Former USAF Chief of Staff Gen. John P. Jumper, another Eaker panelist, likened the Air Force approach to dominance of the air through defensive and offensive counterair operations, noting that both are vital to success.

Still, Grant writes, three decades of experience suggests that cyberspace, with its multitude of public connections, never can be completely secured. That means the Air Force must prepare ways to continue fighting even when under virtual attack.

Claims of the critics notwithstanding, the Air Force wants as much help as it can get. It seeks to team with a large number of partners—military, civilian, law enforcement, commercial—in hopes of maximizing US defensive strength.
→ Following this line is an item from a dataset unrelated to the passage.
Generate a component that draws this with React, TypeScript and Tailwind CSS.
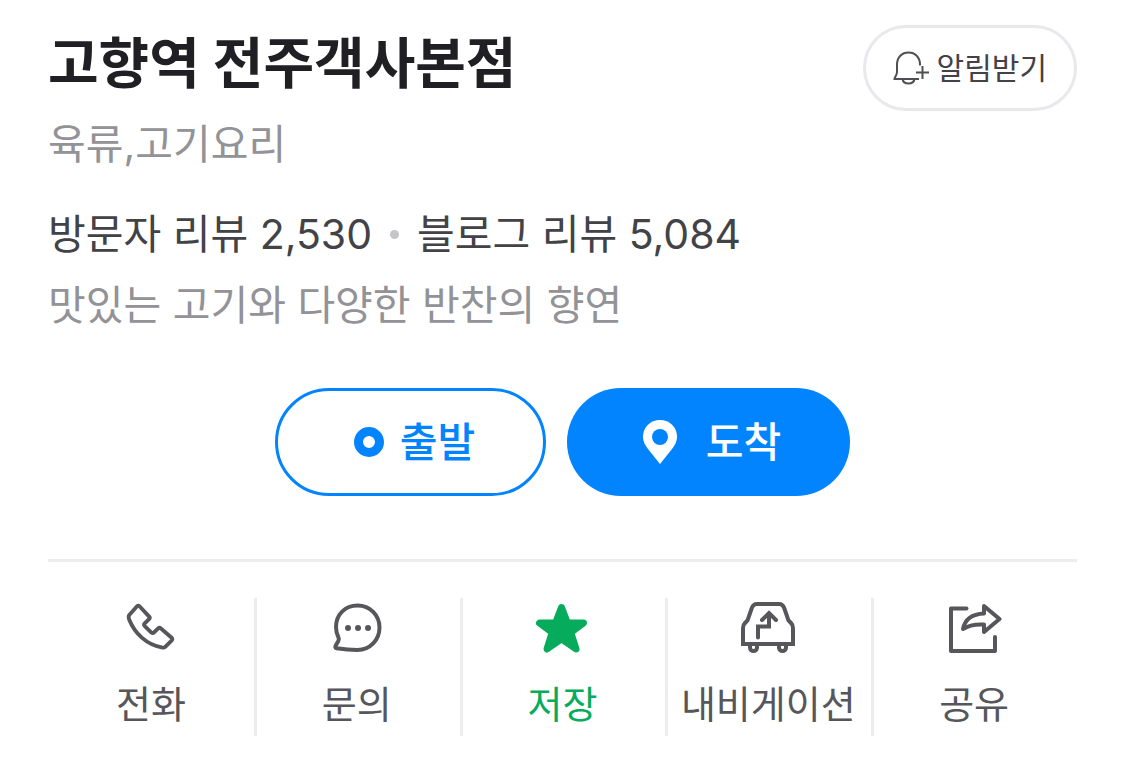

Example: USAF will fund 200 airman billets at the headquarters of the National Security Agency at Ft. Meade, Md. They will support NSA’s network intelligence work in return for reciprocal NSA help in various areas.

The Air Force also seeks to establish a dedicated cyber unit in the Air National Guard in every state, Elder says.

In the end, though, none of these partners will be able to guarantee the security of USAF’s access to cyberspace. The Air Force itself must take the lead.

We are proud of the Air Force for moving out and meeting this challenge head on. In a sense, USAF has consciously made itself dependent on cyber systems that can be attacked and defeated more readily than is the case with its physical systems. Thus, it is now up to the Air Force to make sure the dangers are kept in bounds. The Air Force is uniquely placed to master the challenge. The technology and techniques are available.

“It’s time to get started,” Jumper told the Eaker Institute audience. “It’s time for us to organize ourselves and get started on this problem in a formal way…. This isn’t about ownership. This is about starting down a path,” at the end of which lies effective dominance of a critical new warfighting domain.